Risk-Reward Ratio Calculator
Use this calculator to determine the potential profit and loss of a trade, and to calculate its risk-reward ratio. This is a crucial tool for managing risk and evaluating trade setups in financial markets.
Calculation Results:
Enter your trade details and click "Calculate Risk-Reward" to see the results.
Understanding the Risk-Reward Ratio
The Risk-Reward Ratio is a fundamental concept in trading and investing, used to compare the potential profit of a trade to its potential loss. It helps traders assess the attractiveness of a trade setup and manage their capital effectively. A higher ratio generally indicates a more favorable trade, as it suggests you stand to gain more than you risk.
Key Components:
- Entry Price: The price at which you plan to open your trade (buy for a long position, sell for a short position).
- Stop Loss Price: A predetermined price level at which you will close your trade to limit potential losses. This is your maximum acceptable risk for the trade.
- Take Profit Price: A predetermined price level at which you will close your trade to realize potential gains. This is your target profit for the trade.
- Position Size: The number of units or shares of the asset you intend to trade. This directly impacts your total potential gain and loss.
How it's Calculated:
The calculator first determines the potential loss and gain per unit based on your entry, stop loss, and take profit prices. Then, it multiplies these by your position size to get the total potential loss and gain. Finally, the Risk-Reward Ratio is calculated by dividing the potential gain per unit by the potential loss per unit.
For example, if your potential gain per unit is $10 and your potential loss per unit is $5, your Risk-Reward Ratio is 2 (or 1:2). This means for every $1 you risk, you stand to gain $2.
Why is it Important?
- Risk Management: It forces you to define your maximum loss before entering a trade, promoting disciplined trading.
- Trade Selection: It helps you filter out trades with poor risk-reward profiles, focusing on opportunities where the potential reward significantly outweighs the risk.
- Profitability: Even with a win rate below 50%, a consistently good risk-reward ratio (e.g., 1:2 or 1:3) can lead to overall profitability. For instance, if you win 40% of your trades with a 1:2 ratio, you could still be profitable.
Interpreting the Ratio:
- 1:1 Ratio: You risk $1 to potentially gain $1. You would need a win rate greater than 50% to be profitable.
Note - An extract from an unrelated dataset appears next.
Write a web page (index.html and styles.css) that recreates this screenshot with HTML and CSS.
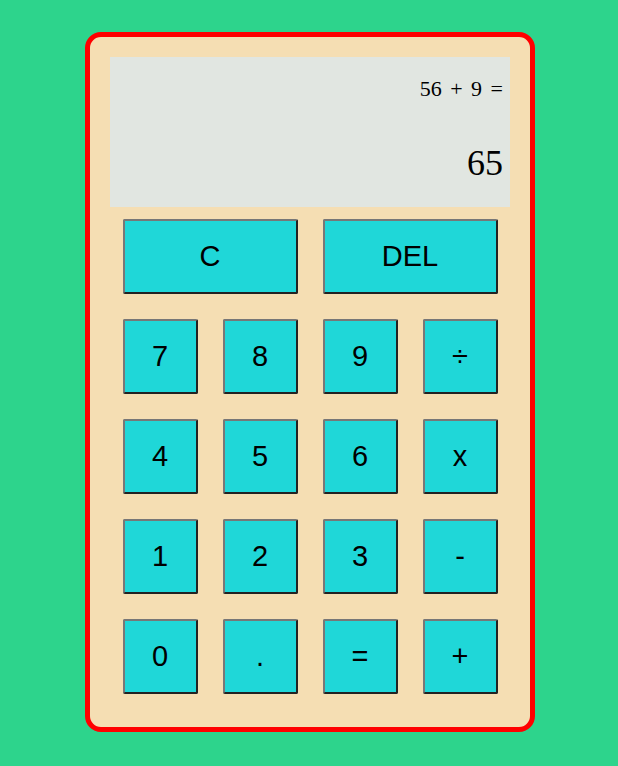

- 1:2 Ratio: You risk $1 to potentially gain $2. A common target for many traders, as it allows for profitability even with a lower win rate.
- 1:3 Ratio or Higher: Considered excellent, as it offers substantial reward for a given risk.
While a high risk-reward ratio is desirable, it's important to balance it with the probability of the trade succeeding. Sometimes, a trade with a slightly lower ratio but a very high probability of success might be preferable to a trade with an excellent ratio but very low probability.
Example Usage:
Let's say you are considering buying shares of Company X:
- Entry Price: $50.00
- Stop Loss Price: $48.00 (You're willing to lose $2 per share)
- Take Profit Price: $56.00 (You expect to gain $6 per share)
- Position Size: 200 shares
Using the calculator:
- Potential Loss per Unit: $50.00 – $48.00 = $2.00
- Potential Gain per Unit: $56.00 – $50.00 = $6.00
- Total Potential Loss: $2.00 * 200 = $400.00
- Total Potential Gain: $6.00 * 200 = $1,200.00
- Risk-Reward Ratio: $6.00 / $2.00 = 3 (or 1:3)
This indicates a favorable trade setup where you stand to gain three times what you risk.